И еще одна сторона трагедии Богданова, чьи «пролетарски классовые» воззрения при режиме «диктатуры пролетариата» получили ярлык «буржуазных», – ему не хватало научного диалога, которого не могли заменить «живые беседы» с рабочими в Туле, на Капри или в московском Пролеткульте и которого тщетно было бы ждать от «плехановской ортодоксии» или сикофантов «ленинизма». Но у Богданова не завязалось диалога и с профессиональными учеными, даже с теми, кто обратил внимание на его отдельные работы, например, профессор географии Л. С. Берг или молодой психолог А. Р. Лурия. Видимо, сказалась категоричность суждений Богданова в отношении «цеховой» психологии специалистов и отсутствие в его работах привычной академической атрибутики, в том числе явная недостаточность ссылок на литературу. В «Тектологии» не упоминается даже Макс Мюллер при всей значимости его концепции «основной метафоры»[419] для организационного подхода.
Характерно, что Богданов, внимательный к негативным откликам на его работы, не отреагировал на сочувственную рецензию молодого врача-поэта (позднее рентгенолога и пушкиниста) Иннокентия Оксенова (1897–1942), назвавшего нескольких биологов, которые «сходятся с теоретиком социализма, утопистом и оригинальным мыслителем А. Богдановым» в определении «организация есть целесообразное сочетание активностей»[420]. Оксенов назвал В. П. Карпова, автора книги «Основные черты органического истолкования природы» (1910), А. В. Немилова – популяризатора концепции организма как иерархии гистосистем, выдвинутой германским ученым М. Гейденгаймом, и Н. К. Кольцова – редактора хорошо известного Богданову журнала «Природа», основателя русской школы экспериментальной биологии и будущего учителя сына Богданова в генетике. Ни об одном из перечисленных ученых Богданов не упоминает.
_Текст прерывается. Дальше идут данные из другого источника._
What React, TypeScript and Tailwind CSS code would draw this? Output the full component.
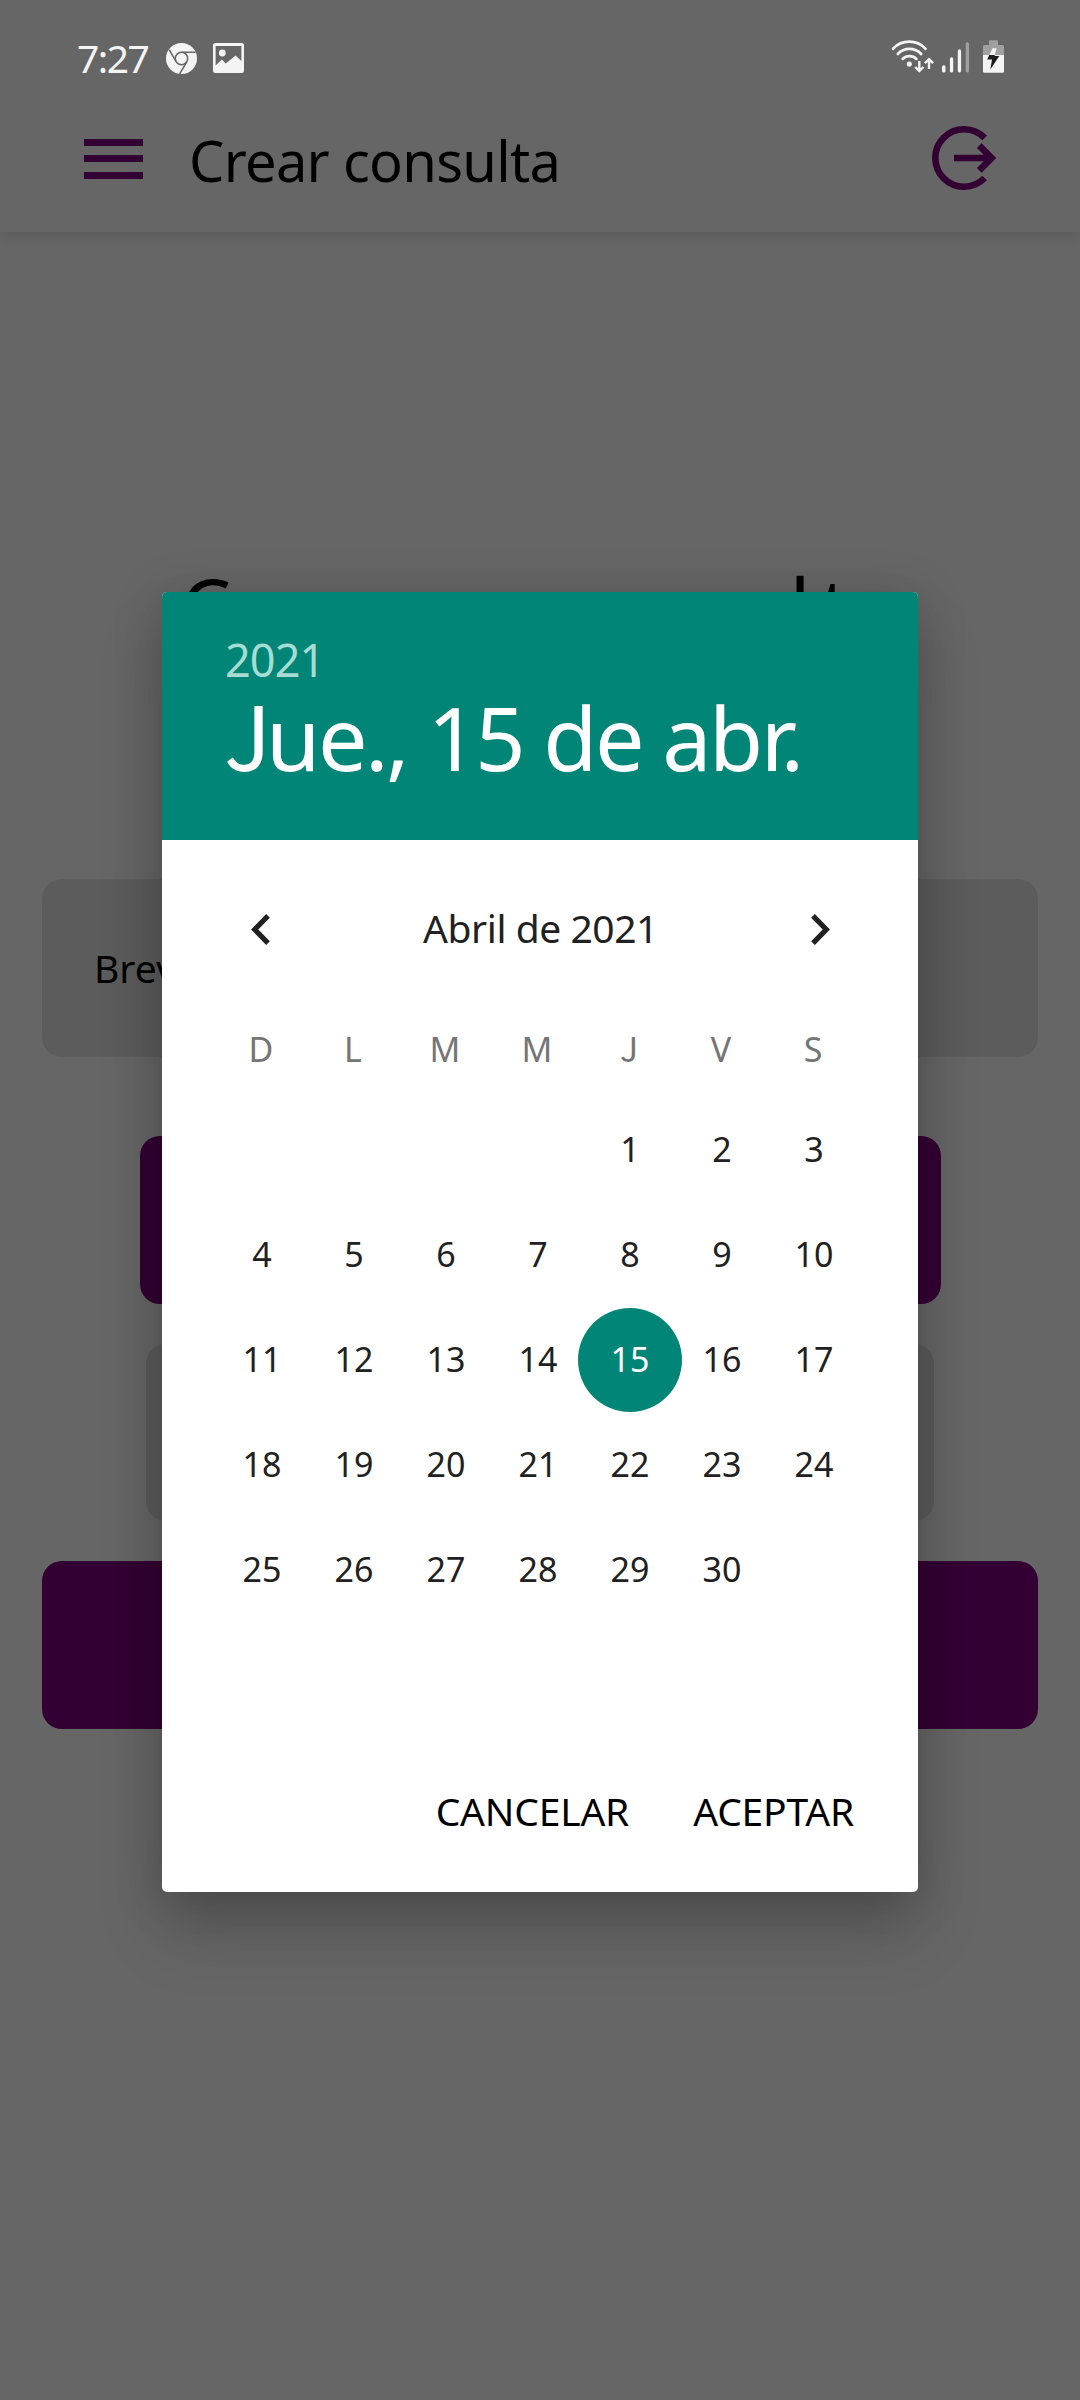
const WEEKDAYS = ["D", "L", "M", "M", "J", "V", "S"];
const FIRST_WEEKDAY = 4;
const DAYS_IN_MONTH = 30;
const SELECTED_DAY = 15;

function ChromeIcon() {
  return (
    <svg width="31" height="31" viewBox="0 0 31 31" fill="none">
      <circle cx="15.5" cy="15.5" r="15.5" fill="#f4f4f4" />
      <circle cx="15.5" cy="15.5" r="6.2" stroke="#666666" strokeWidth="1.5" />
      <path d="M15.5 9.3H29.5M10.1 18.6L3.2 6.6M20.9 18.6L13.6 31" stroke="#666666" strokeWidth="1.5" />
    </svg>
  );
}

function PictureIcon() {
  return (
    <svg width="31" height="30" viewBox="0 0 31 30">
      <path
        fill="#f4f4f4"
        fillRule="evenodd"
        d="M2.5 0H28.5Q31 0 31 2.5V27.5Q31 30 28.5 30H2.5Q0 30 0 27.5V2.5Q0 0 2.5 0ZM2.6 3V22.5L8.9 16.5L12.7 20.5L22.7 12.5L28.4 18V3Z"
      />
      <circle cx="9.3" cy="10" r="3.4" fill="#f4f4f4" />
    </svg>
  );
}

function SystemIcons() {
  return (
    <svg width="116" height="38" viewBox="10 9 116 38" fill="none">
      <g stroke="#f4f4f4" strokeWidth="2.7" strokeLinecap="round">
        <path d="M13 18.7A22.4 22.4 0 0 1 45.5 18.7" />
        <path d="M17.8 24A16 16 0 0 1 41.2 24" />
        <path d="M22.6 28.9A10 10 0 0 1 36.4 28.9" />
      </g>
      <circle cx="29.3" cy="34.1" r="2.6" fill="#f4f4f4" />
      <g stroke="#f4f4f4" strokeWidth="2.4">
        <path d="M39.3 31V40.5M35.2 37L39.3 41.1L43.4 37" />
        <path d="M49 39V29.5M44.9 33.2L49 29.1L53.1 33.2" />
      </g>
      <g fill="#f4f4f4">
        <rect x="62" y="35.3" width="3.5" height="7.2" rx="1.6" />
        <rect x="69.9" y="27.3" width="3.3" height="15.2" rx="1.6" />
        <rect x="77.8" y="19.3" width="3.3" height="23.2" rx="1.6" />
        <rect x="85.7" y="12.3" width="3.3" height="30.2" rx="1.6" fill="#9f9f9f" />
      </g>
      <path d="M109 15V11.2Q109 10.2 110 10.2H117Q118 10.2 118 11.2V15H122.5Q124 15 124 16.5V25H103V16.5Q103 15 104.5 15Z" fill="#a0a0a0" />
      <path d="M103 25H124V41.3Q124 42.8 122.5 42.8H104.5Q103 42.8 103 41.3Z" fill="#f4f4f4" />
      <path d="M112.6 18.3H116.6L114.8 25H109.4Z" fill="#f4f4f4" />
      <path d="M109.2 25L107.2 29.6H112L110.3 39.6L119.3 26H114.5L114.8 25Z" fill="#1c1c1c" />
    </svg>
  );
}

function LogoutIcon() {
  return (
    <svg width="66" height="66" viewBox="-32 -33 66 66" fill="none" stroke="#330033" strokeWidth="6.6">
      <path d="M20.6 -20A28.7 28.7 0 1 0 20.6 20" />
      <path d="M-10 0H27M15.3 -12.4L27.6 0L15.3 12.4" />
    </svg>
  );
}

function Chevron({ flipped = false }: { flipped?: boolean }) {
  return (
    <svg
      width="19"
      height="31"
      viewBox="0 0 19 31"
      fill="none"
      stroke="#212121"
      strokeWidth="5.2"
      className={flipped ? "-scale-x-100" : ""}
    >
      <path d="M17 1.9L3.7 15.5L17 29.1" />
    </svg>
  );
}

/* The letter J sits on the baseline, unlike the base font's descending one. */
function J({ className = "" }: { className?: string }) {
  return <span className={`font-['Noto_Sans_CJK_SC'] leading-[0] ${className}`}>J</span>;
}

function DatePicker() {
  const cells = [
    ...Array.from({ length: FIRST_WEEKDAY }, () => 0),
    ...Array.from({ length: DAYS_IN_MONTH }, (_, i) => i + 1),
  ];
  return (
    <div className="absolute top-[592px] left-[162px] flex h-[1300px] w-[756px] flex-col overflow-hidden rounded-[5px] bg-white shadow-[0_42px_64px_rgba(0,0,0,0.17),0_6px_50px_rgba(0,0,0,0.18)]">
      <div className="h-[248px] bg-[#008577] pt-[39px] pl-[62px] whitespace-nowrap">
        <div className="pl-px text-[45px] leading-[57px] tracking-[-0.9px] text-[#a6dcd4]">2021</div>
        <div className="text-[88px] leading-[98px] tracking-[-2.55px] text-white">
          <J className="tracking-[-5px]" />
          ue., 15 de abr.
        </div>
      </div>
      <div className="flex h-[178px] items-center justify-between pr-[88px] pl-[89px]">
        <Chevron />
        <span className="-mt-[2px] text-[39px] leading-[60px] tracking-[-0.45px] text-[#212121]">Abril de 2021</span>
        <Chevron flipped />
      </div>
      <div className="grid h-[62px] grid-cols-7 items-center pr-[59px] pl-[53px] text-center text-[34px] leading-[62px] text-[#757575]">
        {WEEKDAYS.map((d, i) => (
          <span key={i}>{d === "J" ? <J /> : d}</span>
        ))}
      </div>
      <div className="mt-[17px] grid auto-rows-[105px] grid-cols-7 pr-[58px] pl-[54px] text-[34px] leading-[40px] text-[#212121]">
        {cells.map((day, i) => (
          <div key={i} className="flex items-center justify-center">
            {day === SELECTED_DAY ? (
              <span className="-mx-2 flex size-[104px] shrink-0 items-center justify-center rounded-full bg-[#008577] pb-[2px] text-white">
                {day}
              </span>
            ) : (
              <span className="pb-[2px]">{day || ""}</span>
            )}
          </div>
        ))}
      </div>
      <div className="mt-auto flex h-[162px] items-center justify-end gap-[64px] pr-[64px] text-[39px] leading-[60px] tracking-[-0.2px] text-black">
        <button>CANCELAR</button>
        <button>ACEPTAR</button>
      </div>
    </div>
  );
}

export default function App() {
  return (
    <div className="relative h-[2400px] w-[1080px] overflow-hidden bg-[#666666] font-['Noto_Sans',sans-serif] text-black">
      <header className="h-[232px] shadow-[0_4px_12px_rgba(0,0,0,0.12)]">
        <div className="flex h-[116px] items-center pr-[74px] pl-[77px]">
          <span className="-mt-px text-[39px] leading-[56px] tracking-[-1.5px] text-[#f4f4f4]">7:27</span>
          <div className="ml-[18px] flex grow items-center gap-4">
            <ChromeIcon />
            <PictureIcon />
          </div>
          <SystemIcons />
        </div>
        <div className="flex h-[84px] items-center pr-[82px] pl-[84px]">
          <div className="mt-px flex w-[59px] flex-col gap-[9.5px]">
            <span className="h-[7px] bg-[#330033]" />
            <span className="h-[7px] bg-[#330033]" />
            <span className="h-[7px] bg-[#330033]" />
          </div>
          <h1 className="mt-1 ml-[46px] grow text-[56px] leading-[76px] tracking-[-0.7px]">Crear consulta</h1>
          <LogoutIcon />
        </div>
      </header>
      <main className="flex flex-col items-center px-[42px] pt-[324px]">
        <h2 className="pr-[6px] text-[80px] leading-[100px] tracking-[-0.35px] whitespace-nowrap">
          Crear una consu<span className="tracking-[10px]">l</span>ta
        </h2>
        <div className="mt-[223px] flex h-[178px] w-full items-center rounded-[20px] bg-[#5c5c5c] pl-[52px] text-[39px]">
          Breve descripción
        </div>
        <div className="mt-[79px] h-[168px] w-[801px] rounded-[20px] bg-[#330033]" />
        <div className="mt-[40px] h-[177px] w-[788px] rounded-[20px] bg-[#5c5c5c]" />
        <div className="mt-[40px] h-[168px] w-full rounded-[20px] bg-[#330033]" />
      </main>
      <DatePicker />
    </div>
  );
}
А ведь на первой странице своего главного труда Богданов в «оправдание» своей смелости «закладки основ науки, объединяющей организационный опыт человечества», подчеркивал, что новая наука не есть «скачок в научном развитии, а необходимый вывод из прошлого, необходимое продолжение того, что делалось и делается людьми в их практике и в теории». «Великие мастера философии», по его мнению, «были обыкновенно энциклопедистами знаний своего времени»[421], а «философия есть не что иное, как стремление сорганизовать воедино опыт, раздробленный и разрозненный силою специализации»[422]. Однако с дроблением человека в специализации философия выродилась в цеховое филистерство, поэтому свой призыв к сотрудничеству в разработке организационной «методологии миропонимания» Богданов обращает не к профессиональным философам, а ко «всем широко образованным людям научной и практической мысли».
Рассмотрим теперь «опоры», на которых Богданов рассчитывал «построить» свой «мост» от частных наук и философии к организационной науке.
В своих ранних (дотектологических) работах Богданов установил триаду законов причинности, данную для организационной точки зрения ХIХ веком:
превращение энергии – сущность всеобщей связи явлений;
естественный отбор – основа развития жизненных форм;
коллективный труд – источник культурных процессов,
или «энергетика, дарвинизм, социальная теория Маркса» как основа научного монизма[423]. Отход в начале 1910-х годов от партийного руководства позволил Богданову глубже вникнуть в тогдашние опыты научно-философского синтеза. Астроном и математик Дж. Г. Дарвин расширил исследованный его отцом для живой природы принцип естественного отбора на разные уровни «мертвой» природы – от атома до планетных и звездных систем. Одновременно с космогоническими работами Дж. Г. Дарвина по теории приливной эволюции появились первые модели микромира, уподоблявшие атом телам Солнечной системы (сначала «модель типа Сатурн» японского физика Х. Нагаока, затем планетарная модель Э. Резерфорда).